My absolute favorite part of the tour, hands down, was when we entered into the Mairs Concert Hall. When Klonowski first opened the doors, we saw into absolute darkness, but as we made our way down the alley, he turned the lights on in a gradual fashion. There was a sudden rush of excitement and wonder as I looked around at this beautiful concert hall–it was almost magical.

On my way across campus, I also got to know Klonowski not as a tour guide but as a fellow Mac student. With his friend and partner-in-crime, Connor Valenti ’17, Klonowski had trained to be a tour guide his second semester here in Macalester. Both of them recently became tour guide coordinators and now spend most of their time overseeing the tour guide program, training potential tour guides, and at times, giving tours themselves.

The tour guides are hard at work in Admissions. Photo by Sary Wyne ’19.

The tour guides are hard at work in Admissions. Photo by Sary Wyne ’19.

In just under an hour, Klonowski and his fellow tour guides have to be charming, enthusiastic and fully express how they have grown to love Macalester over their time here. They’ll sometimes throw in a joke or two to lighten the mood or share with the group their most memorable experiences or activities they like to do in the Twin Cities. Klonowski and Valenti, as tour coordinators, sometimes like to stop on certain points of the campus as they train new tour guides and say, “This moment. Be your own,” because as Klonowski put it, “The most personal parts of the tour are my favorites because there’s a different experience that goes out with every tour.”

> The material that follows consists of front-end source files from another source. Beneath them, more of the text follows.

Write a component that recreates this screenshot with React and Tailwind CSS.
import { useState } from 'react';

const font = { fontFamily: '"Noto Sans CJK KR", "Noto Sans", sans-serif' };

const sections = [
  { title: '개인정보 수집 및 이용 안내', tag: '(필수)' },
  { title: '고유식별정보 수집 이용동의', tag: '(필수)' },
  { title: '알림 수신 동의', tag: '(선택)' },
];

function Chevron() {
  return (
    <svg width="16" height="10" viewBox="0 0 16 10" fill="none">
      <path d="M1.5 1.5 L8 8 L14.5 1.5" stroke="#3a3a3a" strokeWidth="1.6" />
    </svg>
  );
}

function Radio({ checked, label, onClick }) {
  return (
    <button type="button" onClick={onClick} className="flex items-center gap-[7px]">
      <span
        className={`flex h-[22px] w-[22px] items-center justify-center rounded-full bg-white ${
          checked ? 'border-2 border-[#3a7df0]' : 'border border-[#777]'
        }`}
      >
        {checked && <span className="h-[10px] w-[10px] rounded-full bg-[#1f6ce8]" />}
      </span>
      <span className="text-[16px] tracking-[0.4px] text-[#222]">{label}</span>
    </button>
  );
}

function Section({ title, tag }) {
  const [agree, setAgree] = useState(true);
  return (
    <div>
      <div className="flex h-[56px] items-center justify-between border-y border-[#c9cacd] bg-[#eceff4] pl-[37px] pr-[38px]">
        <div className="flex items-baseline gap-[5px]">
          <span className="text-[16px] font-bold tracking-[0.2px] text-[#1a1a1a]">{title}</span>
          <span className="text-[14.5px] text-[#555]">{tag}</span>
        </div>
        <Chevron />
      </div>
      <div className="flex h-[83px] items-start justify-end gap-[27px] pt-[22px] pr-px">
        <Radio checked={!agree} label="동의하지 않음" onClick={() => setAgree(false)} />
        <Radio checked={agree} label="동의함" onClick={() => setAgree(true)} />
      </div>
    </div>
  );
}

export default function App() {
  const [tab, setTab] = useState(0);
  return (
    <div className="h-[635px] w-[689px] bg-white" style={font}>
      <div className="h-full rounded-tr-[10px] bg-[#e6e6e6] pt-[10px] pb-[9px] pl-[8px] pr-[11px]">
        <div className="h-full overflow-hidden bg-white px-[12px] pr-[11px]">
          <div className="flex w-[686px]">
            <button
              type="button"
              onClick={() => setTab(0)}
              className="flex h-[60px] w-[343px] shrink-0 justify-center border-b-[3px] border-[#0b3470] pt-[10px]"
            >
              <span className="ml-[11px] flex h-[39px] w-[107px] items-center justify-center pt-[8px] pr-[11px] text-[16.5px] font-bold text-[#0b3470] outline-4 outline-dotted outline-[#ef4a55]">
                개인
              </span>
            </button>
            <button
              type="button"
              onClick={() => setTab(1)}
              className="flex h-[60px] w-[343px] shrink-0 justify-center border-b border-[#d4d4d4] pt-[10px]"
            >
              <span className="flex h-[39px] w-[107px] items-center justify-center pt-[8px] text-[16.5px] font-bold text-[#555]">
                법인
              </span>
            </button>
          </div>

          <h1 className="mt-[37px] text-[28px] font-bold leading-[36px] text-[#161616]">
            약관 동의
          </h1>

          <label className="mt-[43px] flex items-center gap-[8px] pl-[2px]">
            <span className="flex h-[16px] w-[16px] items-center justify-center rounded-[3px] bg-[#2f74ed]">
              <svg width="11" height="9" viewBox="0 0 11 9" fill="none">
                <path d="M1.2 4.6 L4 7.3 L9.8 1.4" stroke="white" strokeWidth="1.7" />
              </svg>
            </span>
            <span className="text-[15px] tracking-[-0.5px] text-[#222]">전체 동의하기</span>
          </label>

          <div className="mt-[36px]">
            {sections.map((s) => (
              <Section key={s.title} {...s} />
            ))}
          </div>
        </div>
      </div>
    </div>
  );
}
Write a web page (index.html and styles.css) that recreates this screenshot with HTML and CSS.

Ever since, Klonowski and Valenti have smiled and shared their own experiences in Macalester with the rest of the world. These tours, however repetitive they may seem, have proven themselves to be fulfilling and rewarding, especially when the tour guides get the chance to connect with students and inspire them with their own college experiences. In one instance, Valenti was invited into a photograph with a family he had just taken around campus. He recalls, “I just walk in and the family puts their arms around me. I’ll be forever in this picture of their college campus tour experience now, and it’s like I’ve had some sort of impact on their life.”

This is my second semester here, and I had thought I was already well-versed on the ins and outs of Macalester. I know where Café Mac is, I know what it means when I hear the bell ring and I know what goes down in Kagin on Friday nights. Turns out, that’s not quite enough, and as I tagged alongside Klonowski on his tour, I came to love Mac even on one of its murkiest days.